I have read many posts recently from motorcyclists who, due to injury, vacation, work, or other interruption, have to take time off of riding. They frequently lament the fact that riding is a crucial part of their lives -- one that is sorely missed when absent. I wholeheartedly agree! I find that if more than three days go by without riding, I start really missing it. I am a motorcycle addict.

But scratching the riding itch is not the intended subject of today's post. I refer instead to the most horrific condition known to the motorcyclist: the itchy nose. A herd of deer bounding into the road? Bah. Potholes the size of lunar craters? Who cares. The psych ward at Bellevue driving hummers and talking on three cellphones at once? A mere triviality. Going 65 MPH on the freeway and having an itch flare up on ones proboscis? Epic, monumental, tragedy.
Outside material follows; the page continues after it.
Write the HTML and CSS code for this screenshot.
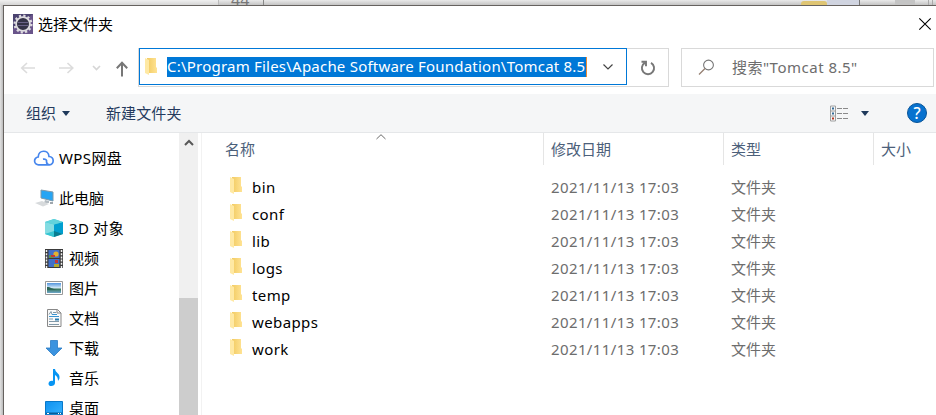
FILE: index.html
```
<!DOCTYPE html>
<html lang="zh-CN">
<head>
<meta charset="utf-8">
<title>选择文件夹</title>
<link rel="stylesheet" href="styles.css">
</head>
<body>
<svg class="defs" aria-hidden="true">
  <linearGradient id="gold"><stop offset="0" stop-color="#f2cb62"/><stop offset="1" stop-color="#ffe394"/></linearGradient>
  <linearGradient id="blue" x2="1" y2="1"><stop offset="0" stop-color="#0f91ef"/><stop offset="1" stop-color="#37b3ff"/></linearGradient>
  <linearGradient id="sky" x2="0" y2="1"><stop offset="0" stop-color="#5294dc"/><stop offset=".5" stop-color="#d8ecf8"/><stop offset=".6" stop-color="#367457"/><stop offset="1" stop-color="#70a8cc"/></linearGradient>
  <symbol id="folder" viewBox="0 0 12 17"><path d="M2 0h9v9l1 1v5H2z" fill="url(#gold)"/><path d="M0 0l4 2v15l-4-2z" fill="#ffe9a4"/></symbol>
</svg>
<div class="backdrop">
  <span class="gutter"></span><span class="line-no">44</span><span class="edge"></span><span class="tab"></span><span class="tab-mark"></span><span class="block"></span><span class="rail"></span>
</div>
<main class="window">
  <header class="title">
    <svg class="app" width="20" height="20" viewBox="0 0 20 20"><rect width="20" height="20" fill="#69548a"/><path d="M0 0h20L0 15z" fill="#4b4370"/><circle cx="10" cy="10" r="8.4" fill="none" stroke="#dedce0" stroke-width="2.2" stroke-dasharray="2.2 2.2"/><circle cx="10" cy="10" r="6.9" fill="#343247" stroke="#dedce0" stroke-width="1.8"/><path d="M5 8.500h10M5 11.500h10" stroke="#6a6288" stroke-width="1"/></svg>
    <h1>选择文件夹</h1>
    <svg class="close" width="12" height="12" viewBox="0 0 12 12"><path d="M.3.300l11.400 11.400M11.700.300L.3 11.700" stroke="#000" stroke-width="1.100"/></svg>
  </header>
  <nav class="nav">
    <svg class="arrows" width="134" height="40" viewBox="0 0 134 40" fill="none">
      <path d="M31 20H17.500m5.500-5-5.300 5 5.300 5M55 20h14m-5.500-5 5.300 5-5.300 5" stroke="#dcdcdc" stroke-width="1.600"/>
      <path d="M89 18l3.500 3.500L96 18" stroke="#d6d6d6" stroke-width="1.700"/>
      <path d="M118 28.500V14.500m-5.200 5.700 5.200-5.500 5.200 5.500" stroke="#777" stroke-width="2"/>
    </svg>
    <div class="location">
      <div class="address">
        <svg width="12" height="17"><use href="#folder"/></svg>
        <span class="path">C:\Program Files\Apache Software Foundation\Tomcat 8.5</span>
        <svg class="drop" width="12" height="8" viewBox="0 0 12 8"><path d="M1.500 1.500L6 6l4.500-4.500" fill="none" stroke="#444" stroke-width="1.200"/></svg>
      </div>
      <svg class="refresh" width="16" height="16" viewBox="0 0 16 16" fill="none" stroke="#777" stroke-width="1.900"><path d="M11 2.800A6.100 6.100 0 1 1 4.800 2.900M1.500 1.700H6v4.600"/></svg>
    </div>
    <div class="search">
      <svg width="17" height="17" viewBox="0 0 17 17" fill="none"><circle cx="10.500" cy="6" r="4.900" stroke="#777" stroke-width="1.100"/><path d="M7 9.500L1 15.500" stroke="#947e70" stroke-width="1.200"/></svg>
      <span>搜索"Tomcat 8.5"</span>
    </div>
  </nav>
  <section class="toolbar">
    <span>组织</span><i class="caret"></i><span class="new">新建文件夹</span>
    <svg class="view" width="18" height="17" viewBox="0 0 18 17" fill="none"><path d="M.5 1h5v15h-5zM.5 6h5M.5 11h5" stroke="#a0a0a0"/><path d="M7 3.500h5M13 3.500h5M7 8.500h5M13 8.500h5M7 13.500h5M13 13.500h5" stroke="#8a8a8a"/><path d="M2 3.500h2M2 8.500h2" stroke="#346c99" stroke-width="2"/><path d="M2 13.500h2" stroke="#b63822" stroke-width="2"/></svg>
    <i class="caret view-caret"></i><b class="help">?</b>
  </section>
  <section class="content">
    <aside>
      <ul class="tree">
        <li class="top cloud"><svg width="21" height="17" viewBox="0 0 21 17"><path d="M14 14.800H4.800A3.900 3.900 0 0 1 4.200 7C4.500-.6 14.500-.6 15 6.500c5.600.3 5.400 8.300.4 8.300-1.800-.2-2.900-1.700-2.900-3.300M9 9.200c2.600-.5 4 1 3.500 2.600" fill="none" stroke="#4686ed" stroke-width="1.700"/></svg><span>WPS网盘</span></li>
        <li class="top"><svg width="21" height="18" viewBox="0 0 21 18"><path d="M7 1l12 2v9L7 9z" fill="#26a5f4" stroke="#7d98aa"/><path d="M11 11l4 1v2h-5z" fill="#b4bcc2"/><path d="M1 14l7-2 7 3-6 2.500z" fill="#d7dadc"/><path d="M16 14h3" stroke="#a0a7ad" stroke-width="2"/></svg><span>此电脑</span></li>
        <li><svg width="18" height="18" viewBox="0 0 18 18"><path d="M0 3l9-3 9 3v12l-9 3-9-3z" fill="#45c9d6"/><path d="M0 3l9 2.500V13l-9 2z" fill="#83dce2"/><path d="M9 5.500l9-2.500v12l-9-2z" fill="#009fd0"/><path d="M0 15l9-3v6z" fill="#35c5d2"/><path d="M9 12l9 3-9 3z" fill="#087d91"/><path d="M0 3l9-3 9 3-9 2.500z" fill="#61d3dc"/></svg><span class="wide">3D 对象</span></li>
        <li><svg width="18" height="19" viewBox="0 0 18 19"><path d="M0 0h18v19H0z" fill="#3a3a3a"/><path d="M3.500 1h11v8h-11zM3.500 10h11v8h-11z" fill="#4170c9"/><path d="M1.500 1v18M16.500 1v18" stroke="#f2f2f2" stroke-width="1.500" stroke-dasharray="2 1.200"/><path d="M4 6h5v3H4z" fill="#5a9451"/><circle cx="11" cy="5" r="2.600" fill="#e4b230"/><path d="M6 6h4v2H6zM10 11h3v3h-3z" fill="#c63835"/><path d="M9 15h5v3H9z" fill="#b5aa2e"/></svg><span>视频</span></li>
        <li><svg width="18" height="14" viewBox="0 0 18 14"><path d="M.5.500h17v13H.5z" fill="#fff" stroke="#999"/><path d="M2 2h14v10H2z" fill="url(#sky)"/><path d="M2 6c4 0 5 2 10 3H2z" fill="#2d6657"/></svg><span>图片</span></li>
        <li><svg width="18" height="18" viewBox="0 0 18 18"><path d="M2.500.500h10l3.500 3.500v13.500H2.500z" fill="#fafafa" stroke="#888"/><path d="M12 .500V4h4" fill="none" stroke="#888"/><path d="M4 5.500l2-3 1 3M8 3.500h3M4 7.500h10M4 12.500h10M4 15.500h10M4 10h4" fill="none" stroke="#8098a8"/><path d="M4 7.500h10M7 5.500h5" stroke="#3a94d0"/><path d="M10 9.500h4v2h-4z" fill="#287bae"/></svg><span>文档</span></li>
        <li><svg width="18" height="17" viewBox="0 0 18 17"><path d="M5.500.500h7V8H17l-8 8-8-8h4.500z" fill="#3b93df" stroke="#2a7bc4" stroke-width=".8"/></svg><span>下载</span></li>
        <li><svg width="18" height="18" viewBox="0 0 18 18"><path d="M8 0h2c.5 4 5 4 4.500 9-.2 1.300-.8 2-1.500 3 0-3-1-5-3-6v8c0 4-7 4-6.500.500.3-2.500 3-3 4.500-2.500z" fill="#0795f3"/></svg><span>音乐</span></li>
        <li><svg width="18" height="15" viewBox="0 0 18 15"><path d="M.5.500h17v14H.5z" fill="url(#blue)" stroke="#0878c9"/><path d="M1 12.500h16" stroke="#075d9a" stroke-width="2"/><path d="M2 12.500h2m9 0h1m1 0h1" stroke="#fff"/></svg><span>桌面</span></li>
      </ul>
      <div class="scroll"><svg width="10" height="8" viewBox="0 0 10 8"><path d="M1 6l4-4 4 4" fill="none" stroke="#585858" stroke-width="2"/></svg><i></i></div>
    </aside>
    <div class="files">
      <svg class="sort" width="10" height="6" viewBox="0 0 10 6"><path d="M.5 5L5 .700 9.500 5" fill="none" stroke="#6a6a6a"/></svg>
      <div class="row head"><span>名称</span><span>修改日期</span><span>类型</span><span>大小</span></div>
      <div class="row first"><span class="name"><svg width="12" height="17"><use href="#folder"/></svg>bin</span><span class="date">2021/11/13 17:03</span><span>文件夹</span></div>
      <div class="row"><span class="name"><svg width="12" height="17"><use href="#folder"/></svg>conf</span><span class="date">2021/11/13 17:03</span><span>文件夹</span></div>
      <div class="row"><span class="name"><svg width="12" height="17"><use href="#folder"/></svg>lib</span><span class="date">2021/11/13 17:03</span><span>文件夹</span></div>
      <div class="row"><span class="name"><svg width="12" height="17"><use href="#folder"/></svg>logs</span><span class="date">2021/11/13 17:03</span><span>文件夹</span></div>
      <div class="row"><span class="name"><svg width="12" height="17"><use href="#folder"/></svg>temp</span><span class="date">2021/11/13 17:03</span><span>文件夹</span></div>
      <div class="row"><span class="name"><svg width="12" height="17"><use href="#folder"/></svg>webapps</span><span class="date">2021/11/13 17:03</span><span>文件夹</span></div>
      <div class="row"><span class="name"><svg width="12" height="17"><use href="#folder"/></svg>work</span><span class="date">2021/11/13 17:03</span><span>文件夹</span></div>
    </div>
  </section>
</main>
</body>
</html>
```
FILE: styles.css
```
* { box-sizing: border-box; }
body { margin: 0; width: 936px; height: 415px; overflow: hidden; background: linear-gradient(90deg, #e2e2e2, #bbb 3px); font: 15px/20px "Noto Sans", "Noto Sans CJK SC", sans-serif; color: #111; }
svg { display: block; flex: none; overflow: visible; }
.defs { position: absolute; width: 0; height: 0; }
.backdrop { height: 5px; display: flex; overflow: hidden; background: linear-gradient(#e9e9e9, #c4c4c4); }
.gutter { width: 219px; margin-right: 12px; border-left: 214px solid transparent; border-right: 1px solid #bbb; background: rgba(255,255,255,.3); }
.line-no { width: 32px; margin-top: -8px; line-height: 16px; font-size: 16px; color: #777; }
.edge { width: 1px; background: #888; margin-right: 537px; }
.tab { width: 26px; margin-top: 1px; border-radius: 3px 3px 0 0; background: #dfc573; }
.tab-mark { width: 33px; background: #d0d4e0; border-right: 1px solid #777; }
.block { width: 20px; margin-left: 35px; background: #c4c4c4; }
.rail { width: 5px; margin-left: 13px; border: solid #aaa; border-width: 0 1px; }
.window { width: 933px; height: 410px; margin-left: 3px; border: solid #66625f; border-width: 1px 0 0 1px; background: #fff; }
.title { height: 42px; display: flex; padding: 8px 5px 0 9px; }
.title h1 { margin: 0 0 0 5px; font-size: 15px; font-weight: 400; line-height: 20px; color: #000; }
.close { margin: 4px 0 0 auto; }
.nav { height: 39px; display: flex; }
.location { width: 531px; display: flex; border: 1px solid #d9d9d9; height: 39px; }
.address { width: 488px; height: 37px; margin: -1px 0 0; border: 1px solid #0078d7; display: flex; align-items: center; padding-left: 5px; }
.path { height: 20px; width: 420px; margin: 0 0 0 10px; line-height: 18px; letter-spacing: .22px; background: #0078d7; color: #fff; white-space: nowrap; border-right: 1px solid #ed8a32; }
.drop { margin-left: 15px; }
.refresh { margin: 11px 0 0 13px; }
.search { width: 253px; height: 39px; margin-left: 12px; padding: 0 0 0 16px; border: 1px solid #d9d9d9; display: flex; align-items: center; color: #6d6d6d; }
.search span { margin: -2px 0 0 17px; letter-spacing: .5px; }
.toolbar { height: 39px; margin-top: 7px; border-bottom: 1px solid #e5e7e9; background: #f5f6f7; display: flex; align-items: center; padding: 0 9px 0 22px; color: #243a5d; }
.caret { margin-left: 6px; border: solid transparent; border-width: 5px 4px 0; border-top-color: #1e395b; }
.new { margin-left: 36px; letter-spacing: .1px; }
.view { margin-left: auto; }
.view-caret { margin-left: 13px; }
.help { width: 20px; height: 20px; margin-left: 38px; border-radius: 50%; border: 1px solid #085498; background: #0872cf; color: #fff; text-align: center; font-size: 16px; line-height: 18px; font-weight: 500; }
.content { height: 282px; display: flex; }
aside { width: 198px; height: 282px; display: flex; border-right: 1px solid #f2f2f2; overflow: hidden; }
.tree { width: 175px; margin: 0; padding: 10px 0 0; list-style: none; color: #000; }
.tree li { height: 30px; display: flex; align-items: center; padding-left: 41px; }
.tree li.top { padding-left: 30px; }
.tree li.cloud { margin-bottom: 10px; }
.tree span { margin-left: 6px; white-space: nowrap; }
.tree .top span { margin-left: 4px; }
.tree .cloud span { letter-spacing: .4px; }
.tree .wide { letter-spacing: .3px; }
.scroll { width: 19px; background: #f0f0f0; display: flex; flex-direction: column; align-items: center; }
.scroll svg { margin-top: 6px; }
.scroll i { width: 19px; margin-top: 151px; flex: 1; background: #cdcdcd; }
.files { position: relative; flex: 1; }
.sort { position: absolute; left: 174px; top: 1px; }
.row { display: grid; grid-template-columns: 342px 180px 150px 1fr; height: 27px; align-items: center; color: #6d6d6d; }
.row > span { padding-left: 7px; white-space: nowrap; }
.row > span:first-child { padding-left: 23px; }
.head { height: 32px; color: #4c607a; }
.head span { height: 32px; line-height: 33px; border-right: 1px solid #e5e5e5; }
.head span:last-child { border: 0; }
.first { margin-top: 8px; }
.row > .name:first-child { display: flex; align-items: center; gap: 10px; padding-left: 28px; color: #000; letter-spacing: .4px; }
.name svg { margin-top: -2px; }
.date { letter-spacing: .38px; }
```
I have tried all manner of solutions. The "jam fingers up the chin gap and waggle them around" technique is spotty at best, and impossible if you have a well-sealing helmet. The "throw open the visor, violently poke the itchy spot, and close the visor before angry bees or chunks of road hit you in the eye" approach often leads to temporary loss of eyesight -- and worse, the itch remains. "Letting go of the itch in a zen-like meditative state wherein you accept that suffering is a natural part of life" only seems to anger the itchy gods. And the whole idea of just "pulling over and properly dealing with the situation" is, of course, absurd.

So my helmet's off to those who wear the hard plastic yarmulke! They may be missing the front of their face when they have an unplanned dismount, but their nose will not itch.